Quantum computer comprehensions aided by classical mechanics’ “tennis racket effect”

July 06, 2017 //By Graham Prophet
Exploiting quantum effects – to realise quantum computing – is difficult because nature’s smallest building blocks have properties quite distinct from those we know from our everyday world. An international team of researchers has now succeeded in extracting a fault tolerant manipulation of quanta from an effect of classical mechanics.

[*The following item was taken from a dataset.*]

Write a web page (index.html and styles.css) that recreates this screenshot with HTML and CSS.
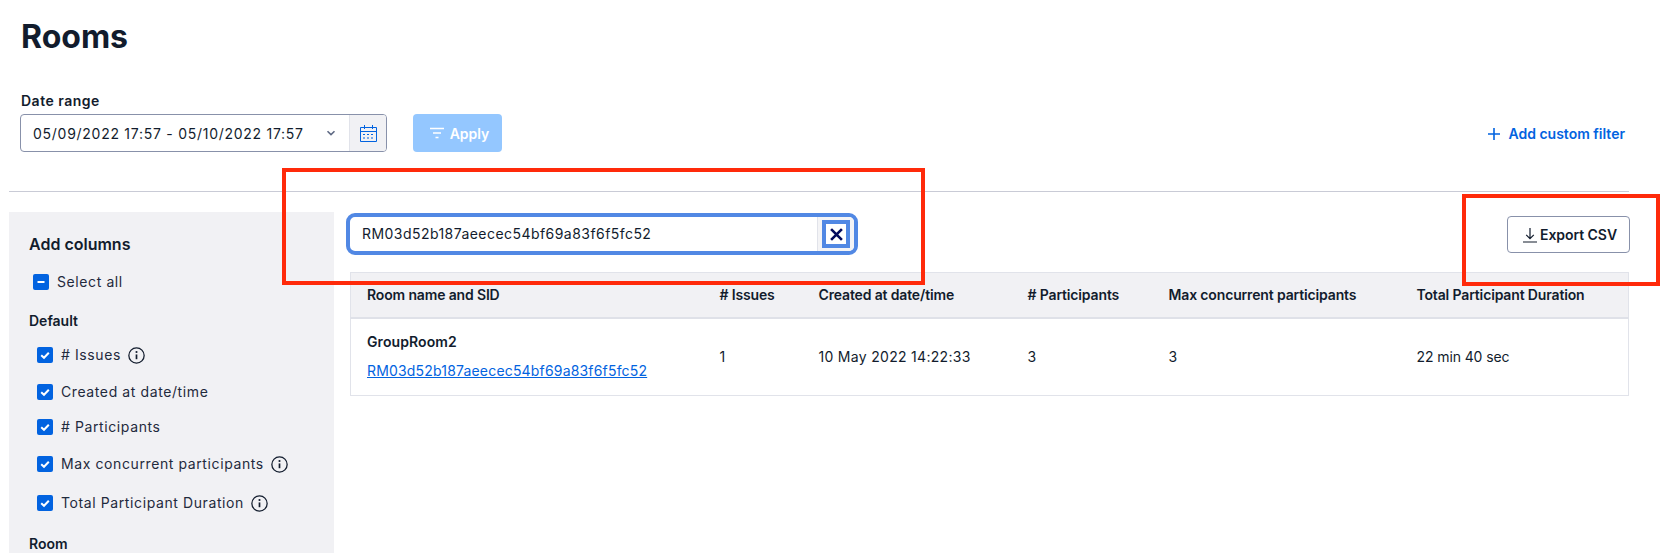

The motion of a tennis racket in the air can help predict the behaviour of quanta. “Using an analogy from classical physics aids us in more efficiently designing and illustrating control elements for phenomena in the quantum world,” reports Stefan Glaser, professor in the Department of Chemistry at the Technical University of Munich (TUM).

 

“Controlling the properties of quanta and using them in technical processes has proven difficult thus far because the quanta adhere to their own laws, which often exceed our imagination,” Glaser explains. “Possible applications such as secure networks, highly sensitive measuring equipment and ultrafast quantum computers are thus still in their infancy.”

 

Quanta under control

“Utilizing quantum effects in a technical manner by influencing the behaviour of particles through electromagnetic fields required the fastest possible methods to develop fault-tolerant control sequences,” says Glaser. “To date, most of the methods build on very complicated computational processes.”

 

Together with an international team of physicists, chemists and mathematicians, the researcher has now discovered an unexpected, promising and novel approach: Using the “tennis racket effect”, a well-known phenomenon in classical mechanics, the consistent alteration in the spin of quanta via electromagnetic control commands can be visualized.

 

Tennis racket in motion

The tennis racket effect describes what happens when one tosses a tennis racket into the air while imparting a rotation about an axis. When one spins the racket about its transverse axis a surprising effect appears: In addition to the intended 360-degree rotation about its transverse axis, the racket will almost always perform an unexpected 180-degree flip about its longitudinal axis. When the racket is caught, the initial bottom side will be facing up.

 

[image shows the sequence of a toss of racket that is intended to produce a single rotation about one axis; and appearance of the un-anticipated “flip”. Shadowed, is the sequence that would result if the extra rotation does not manifest.]